__Given instruction__.
Copy exactly the lines from the beginning of the data down to and including the line holding "const E: Cell", without any pictures.

__Supplied material__.
• • • • •
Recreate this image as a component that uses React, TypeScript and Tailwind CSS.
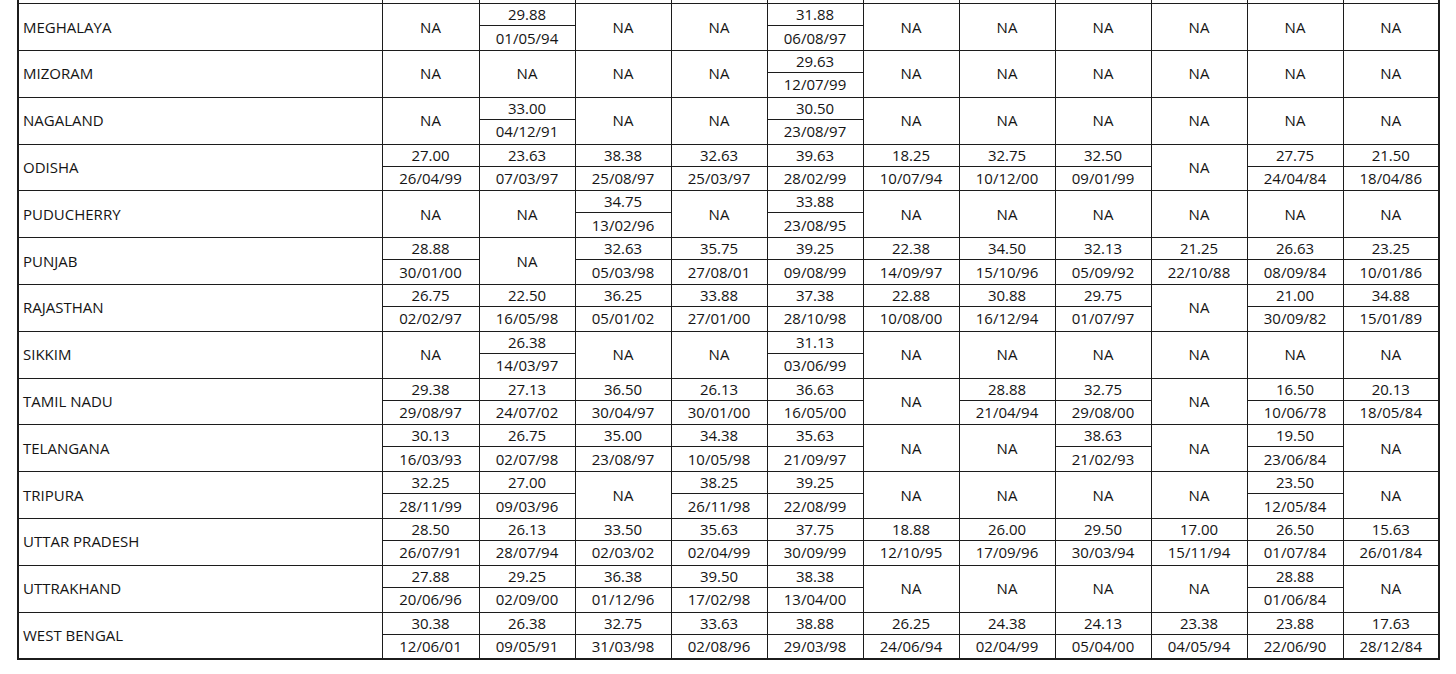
import React from "react";

type Cell = "NA" | "" | [string, string];

const N: Cell = "NA";
const E: Cell = "";

const rows: { name: string; cells: Cell[] }[] = [
  {
    name: "",
    cells: [E, E, E, E, ["", "(01/05/98)"], E, E, E, E, ["", "(01/05/84)"], E],
  },
  {
    name: "MEGHALAYA",
    cells: [N, ["29.88", "01/05/94"], N, N, ["31.88", "06/08/97"], N, N, N, N, N, N],
  },
  {
    name: "MIZORAM",
    cells: [N, N, N, N, ["29.63", "12/07/99"], N, N, N, N, N, N],
  },
  {
    name: "NAGALAND",
    cells: [N, ["33.00", "04/12/91"], N, N, ["30.50", "23/08/97"], N, N, N, N, N, N],
  },
  {
    name: "ODISHA",
    cells: [
      ["27.00", "26/04/99"],
      ["23.63", "07/03/97"],
      ["38.38", "25/08/97"],
      ["32.63", "25/03/97"],
      ["39.63", "28/02/99"],
      ["18.25", "10/07/94"],
      ["32.75", "10/12/00"],
      ["32.50", "09/01/99"],
      N,
      ["27.75", "24/04/84"],
      ["21.50", "18/04/86"],
    ],
  },
  {
    name: "PUDUCHERRY",
    cells: [N, N, ["34.75", "13/02/96"], N, ["33.88", "23/08/95"], N, N, N, N, N, N],
  },
  {
    name: "PUNJAB",
    cells: [
      ["28.88", "30/01/00"],
      N,
      ["32.63", "05/03/98"],
      ["35.75", "27/08/01"],
      ["39.25", "09/08/99"],
      ["22.38", "14/09/97"],
      ["34.50", "15/10/96"],
      ["32.13", "05/09/92"],
      ["21.25", "22/10/88"],
      ["26.63", "08/09/84"],
      ["23.25", "10/01/86"],
    ],
  },
  {
    name: "RAJASTHAN",
    cells: [
      ["26.75", "02/02/97"],
      ["22.50", "16/05/98"],
      ["36.25", "05/01/02"],
      ["33.88", "27/01/00"],
      ["37.38", "28/10/98"],
      ["22.88", "10/08/00"],
      ["30.88", "16/12/94"],
      ["29.75", "01/07/97"],
      N,
      ["21.00", "30/09/82"],
      ["34.88", "15/01/89"],
    ],
  },
  {
    name: "SIKKIM",
    cells: [N, ["26.38", "14/03/97"], N, N, ["31.13", "03/06/99"], N, N, N, N, N, N],
  },
  {
    name: "TAMIL NADU",
    cells: [
      ["29.38", "29/08/97"],
      ["27.13", "24/07/02"],
      ["36.50", "30/04/97"],
      ["26.13", "30/01/00"],
      ["36.63", "16/05/00"],
      N,
      ["28.88", "21/04/94"],
      ["32.75", "29/08/00"],
      N,
      ["16.50", "10/06/78"],
      ["20.13", "18/05/84"],
    ],
  },
  {
    name: "TELANGANA",
    cells: [
      ["30.13", "16/03/93"],
      ["26.75", "02/07/98"],
      ["35.00", "23/08/97"],
      ["34.38", "10/05/98"],
      ["35.63", "21/09/97"],
      N,
      N,
      ["38.63", "21/02/93"],
      N,
      ["19.50", "23/06/84"],
      N,
    ],
  },
  {
    name: "TRIPURA",
    cells: [
      ["32.25", "28/11/99"],
      ["27.00", "09/03/96"],
      N,
      ["38.25", "26/11/98"],
      ["39.25", "22/08/99"],
      N,
      N,
      N,
      N,
      ["23.50", "12/05/84"],
      N,
    ],
  },
  {
    name: "UTTAR PRADESH",
    cells: [
      ["28.50", "26/07/91"],
      ["26.13", "28/07/94"],
      ["33.50", "02/03/02"],
      ["35.63", "02/04/99"],
      ["37.75", "30/09/99"],
      ["18.88", "12/10/95"],
      ["26.00", "17/09/96"],
      ["29.50", "30/03/94"],
      ["17.00", "15/11/94"],
      ["26.50", "01/07/84"],
      ["15.63", "26/01/84"],
    ],
  },
  {
    name: "UTTRAKHAND",
    cells: [
      ["27.88", "20/06/96"],
      ["29.25", "02/09/00"],
      ["36.38", "01/12/96"],
      ["39.50", "17/02/98"],
      ["38.38", "13/04/00"],
      N,
      N,
      N,
      N,
      ["28.88", "01/06/84"],
      N,
    ],
  },
  {
    name: "WEST BENGAL",
    cells: [
      ["30.38", "12/06/01"],
      ["26.38", "09/05/91"],
      ["32.75", "31/03/98"],
      ["33.63", "02/08/96"],
      ["38.88", "29/03/98"],
      ["26.25", "24/06/94"],
      ["24.38", "02/04/99"],
      ["24.13", "05/04/00"],
      ["23.38", "04/05/94"],
      ["23.88", "22/06/90"],
      ["17.63", "28/12/84"],
    ],
  },
];

const bd = "border border-[#1c1c1c]";

export default function App() {
  return (
    <div
      className="w-[1456px] h-[674px] overflow-hidden bg-white text-[#141414]"
      style={{ fontFamily: '"Open Sans", "Liberation Sans", sans-serif' }}
    >
      <table className="ml-[17px] -mt-[44px] border-collapse table-fixed text-[15px] leading-none font-medium border-2 border-[#1c1c1c]">
        <colgroup>
          <col className="w-[364px]" />
          <col className="w-[97px]" />
          {Array.from({ length: 10 }).map((_, i) => (
            <col key={i} className="w-[96px]" />
          ))}
        </colgroup>
        <tbody>
          {rows.map((r, ri) => (
            <React.Fragment key={ri}>
              <tr className="h-[22px]">
                <td rowSpan={2} className={`${bd} pl-[4px] text-left align-middle`}>
                  {r.name}
                </td>
                {r.cells.map((c, i) =>
                  typeof c === "string" ? (
                    <td key={i} rowSpan={2} className={`${bd} text-center align-middle`}>
                      {c}
                    </td>
                  ) : (
                    <td key={i} className={`${bd} text-center align-middle`}>
                      {c[0]}
                    </td>
                  )
                )}
              </tr>
              <tr className="h-[24.8px]">
                {r.cells.map((c, i) =>
                  typeof c === "string" ? null : (
                    <td key={i} className={`${bd} text-center align-middle`}>
                      {c[1]}
                    </td>
                  )
                )}
              </tr>
            </React.Fragment>
          ))}
        </tbody>
      </table>
    </div>
  );
}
• • • • •
__Result for this task__.
Recreate this image as a component that uses React, TypeScript and Tailwind CSS.
import React from "react";

type Cell = "NA" | "" | [string, string];

const N: Cell = "NA";
const E: Cell = "";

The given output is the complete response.